I went into the game cold at PAX, only knowing that it was the next thing by the Shovel Knight people. It turned out to be a sort of mash-up between the early Legend of Zelda games and Castlevania, with a pixel-art Game Boy aesthetic and a sort of dark steampunk feel. Mina is neatly positioned to hit several of my weak spots at once.

Yacht Club Games Goes Game Boy with Mina the Hollower

Screenshot by Yacht Club Games

You play as Mina, a mouse and genius inventor who happens to dress like a member of the Belmont family. She built a series of Spark Generators years ago for the people who lived on Tenebrous Isle, which brought a new era of prosperity to the village. She’s now returned to the Isle in response to a letter from her friend Baron Lionel, who’s informed her that someone seems to have sabotaged the Generators. When Mina arrives, the Isle is also overrun by monsters.

It’s probably easiest to call Mina a top-down dungeon crawler, much in the spirit of one of the handheld Legend of Zelda games like the original Link’s Awakening. Each level is a twisting maze of secrets, traps, treasures, and monsters with a uniquely baroque aesthetic. One of the demo stages was like a Nintendo adaptation of H.R. Giger, where you’re forced to navigate through the guts of an enormous beast.

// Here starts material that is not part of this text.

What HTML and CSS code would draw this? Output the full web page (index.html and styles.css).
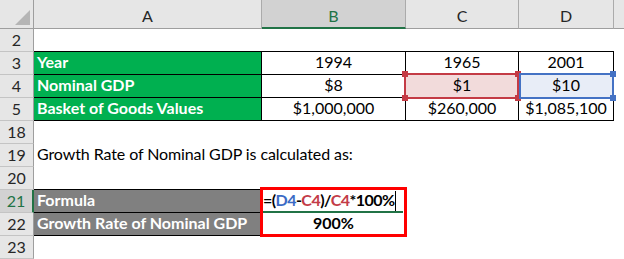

Screenshot by Yacht Club Games

The first thing that makes Mina tricky is that healing can be difficult to come by. Each enemy you can defeat in sequence slowly fills up Mina’s flask, which you can drink to restore her life. That ends up making your survival a question of momentum. The more enemies you can drop in a row without taking a hit, the better off you’ll be. However, most of the enemies I encountered in the two-level PAX demo were fast-moving and just durable enough that I couldn’t reliably rush them down.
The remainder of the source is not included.